## Required work
Pictures excluded, return the lines below from the first through the line holding "string; w: number".

## Given information
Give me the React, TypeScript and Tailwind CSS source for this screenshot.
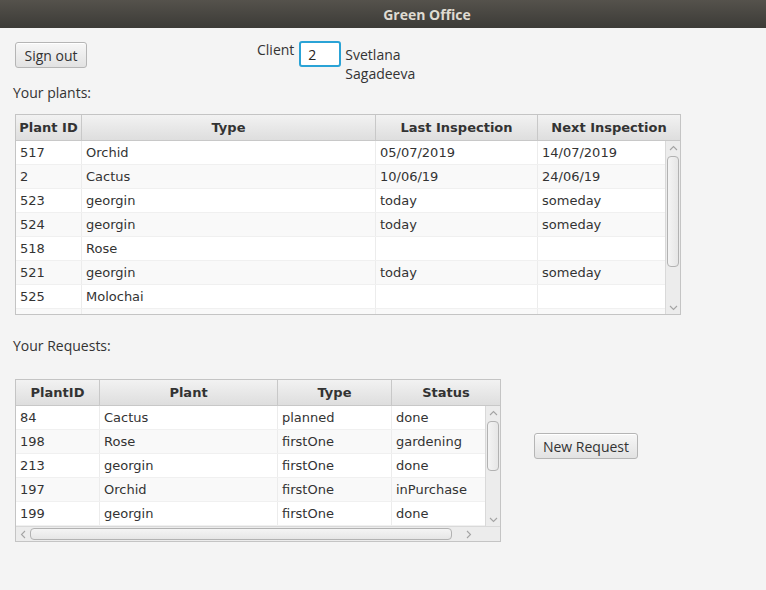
import React from 'react';

const label = { fontFamily: '"Open Sans", "Liberation Sans", sans-serif' };
const cell = { fontFamily: '"DejaVu Sans", sans-serif' };

type Col = { title: string; w: number };

const Chevron: React.FC<{ dir: 'up' | 'down' | 'left' | 'right' }> = ({ dir }) => {
  const pts = {
    up: '1,5 4.5,1.5 8,5',
    down: '1,2 4.5,5.5 8,2',
    left: '5,1 1.5,4.5 5,8',
    right: '2,1 5.5,4.5 2,8',
  }[dir];
  const vertical = dir === 'up' || dir === 'down';
  return (
    <svg width={vertical ? 9 : 7} height={vertical ? 7 : 9} viewBox={vertical ? '0 0 9 7' : '0 0 7 9'}>
      <polyline points={pts} fill="none" stroke="#a4a4a4" strokeWidth="1.1" />
    </svg>
  );
};

const VScroll: React.FC<{ thumbTop: number; thumbH: number }> = ({ thumbTop, thumbH }) => (
  <div className="w-[15px] shrink-0 bg-[#ececec] border-l border-[#d9d9d9] flex flex-col items-center">
    <div className="h-[12px] flex items-center justify-center mt-[1px]">
      <Chevron dir="up" />
    </div>
    <div className="flex-1 w-full relative">
      <div
        className="absolute left-[1px] w-[12px] rounded-[4px] border border-[#b2b2b2] bg-gradient-to-r from-[#f4f4f4] to-[#e6e6e6]"
        style={{ top: thumbTop, height: thumbH }}
      />
    </div>
    <div className="h-[12px] flex items-center justify-center mb-[1px]">
      <Chevron dir="down" />
    </div>
  </div>
);

const Header: React.FC<{ cols: Col[] }> = ({ cols }) => (
  <div className="flex h-[26px] bg-gradient-to-b from-[#f2f2f2] to-[#dedede] border-b border-[#c8c8c8]">
    {cols.map((c, i) => (
      <div
        key={c.title}
        className={`flex items-center justify-center text-[13px] font-bold text-[#333] ${i < cols.length - 1 ? 'border-r border-[#c8c8c8]' : 'flex-1'}`}
        style={{ ...cell, width: i < cols.length - 1 ? c.w : undefined }}
      >
        {c.title}
      </div>
    ))}
  </div>
);

const Rows: React.FC<{ cols: Col[]; rows: string[][] }> = ({ cols, rows }) => (
  <div className="flex-1 overflow-hidden">
    {rows.map((r, ri) => (
      <div
        key={ri}
        className={`flex h-[24px] border-b border-[#f0f0f0] ${ri % 2 === 1 ? 'bg-[#f9f9f9]' : 'bg-white'}`}
      >
        {cols.map((c, ci) => (
          <div
            key={ci}
            className={`flex items-center pl-[4px] text-[13px] text-[#333] whitespace-nowrap ${ci < cols.length - 1 ? 'border-r border-[#ececec]' : 'flex-1'}`}
            style={{ ...cell, width: ci < cols.length - 1 ? c.w : undefined }}
          >
            {r[ci]}
          </div>
        ))}
      </div>
    ))}
  </div>
);

const plantCols: Col[] = [
  { title: 'Plant ID', w: 66 },
  { title: 'Type', w: 294 },
  { title: 'Last Inspection', w: 162 },
  { title: 'Next Inspection', w: 142 },
];

const plants = [
  ['517', 'Orchid', '05/07/2019', '14/07/2019'],
  ['2', 'Cactus', '10/06/19', '24/06/19'],
  ['523', 'georgin', 'today', 'someday'],
  ['524', 'georgin', 'today', 'someday'],
  ['518', 'Rose', '', ''],
  ['521', 'georgin', 'today', 'someday'],
  ['525', 'Molochai', '', ''],
  ['', '', '', ''],
];

const reqCols: Col[] = [
  { title: 'PlantID', w: 84 },
  { title: 'Plant', w: 178 },
  { title: 'Type', w: 114 },
  { title: 'Status', w: 108 },
];

const requests = [
  ['84', 'Cactus', 'planned', 'done'],
  ['198', 'Rose', 'firstOne', 'gardening'],
  ['213', 'georgin', 'firstOne', 'done'],
  ['197', 'Orchid', 'firstOne', 'inPurchase'],
  ['199', 'georgin', 'firstOne', 'done'],
];

const Button: React.FC<{ children: React.ReactNode; className?: string }> = ({ children, className }) => (
  <button
    className={`h-[26px] rounded-[3px] border border-[#b5b5b5] bg-gradient-to-b from-[#f7f7f7] to-[#e2e2e2] text-[14px] text-[#333] shadow-[inset_0_1px_0_#ffffff] ${className ?? ''}`}
    style={label}
  >
    {children}
  </button>
);

export default function App() {
  return (
    <div className="w-[766px] h-[590px] bg-[#f4f4f4] flex flex-col overflow-hidden">
      <div
        className="h-[28px] shrink-0 bg-gradient-to-b from-[#55524c] to-[#3c3b37] flex items-center justify-center pl-[88px] text-[14px] font-bold text-[#dfdbd2]"
        style={label}
      >
        Green Office
      </div>

      <div className="flex items-start">
        <Button className="ml-[15px] mt-[14px] w-[72px]">Sign out</Button>
        <div className="flex items-start ml-[170px] mt-[13px]">
          <span className="text-[14px] text-[#333] leading-[18px]" style={label}>
            Client
          </span>
          <div className="ml-[5px] w-[42px] h-[26px] rounded-[3px] border-2 border-[#2aa3d6] bg-white flex items-center pl-[7px] text-[14px] text-[#222]" style={label}>
            2
          </div>
          <div className="ml-[4px] mt-[4px] text-[14px] leading-[19px] text-[#333]" style={label}>
            <div>Svetlana</div>
            <div>Sagadeeva</div>
          </div>
        </div>
      </div>

      <div className="ml-[13px] mt-[1px] text-[14px] leading-[18px] text-[#333]" style={label}>
        Your plants:
      </div>

      <div className="ml-[15px] mt-[12px] w-[666px] h-[201px] border border-[#c4c4c4] bg-white flex flex-col overflow-hidden">
        <Header cols={plantCols} />
        <div className="flex flex-1 overflow-hidden">
          <Rows cols={plantCols} rows={plants} />
          <VScroll thumbTop={2} thumbH={111} />
        </div>
      </div>

      <div className="ml-[13px] mt-[22px] text-[14px] leading-[18px] text-[#333]" style={label}>
        Your Requests:
      </div>

      <div className="flex items-start">
        <div className="ml-[15px] mt-[24px] w-[486px] h-[163px] border border-[#c4c4c4] bg-white flex flex-col overflow-hidden">
          <Header cols={reqCols} />
          <div className="flex flex-1 overflow-hidden">
            <Rows cols={reqCols} rows={requests} />
            <VScroll thumbTop={2} thumbH={50} />
          </div>
          <div className="h-[15px] shrink-0 flex bg-[#ececec] border-t border-[#d9d9d9]">
            <div className="flex-1 flex items-center">
              <div className="w-[14px] flex justify-center">
                <Chevron dir="left" />
              </div>
              <div className="w-[422px] h-[12px] rounded-[4px] border border-[#b2b2b2] bg-gradient-to-b from-[#f4f4f4] to-[#e6e6e6]" />
              <div className="flex-1 flex justify-center">
                <Chevron dir="right" />
              </div>
            </div>
            <div className="w-[15px] bg-[#ececec]" />
          </div>
        </div>
        <Button className="ml-[33px] mt-[78px] w-[104px]">New Request</Button>
      </div>
    </div>
  );
}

## Written solution
Give me the React, TypeScript and Tailwind CSS source for this screenshot.
import React from 'react';

const label = { fontFamily: '"Open Sans", "Liberation Sans", sans-serif' };
const cell = { fontFamily: '"DejaVu Sans", sans-serif' };

type Col = { title: string; w: number };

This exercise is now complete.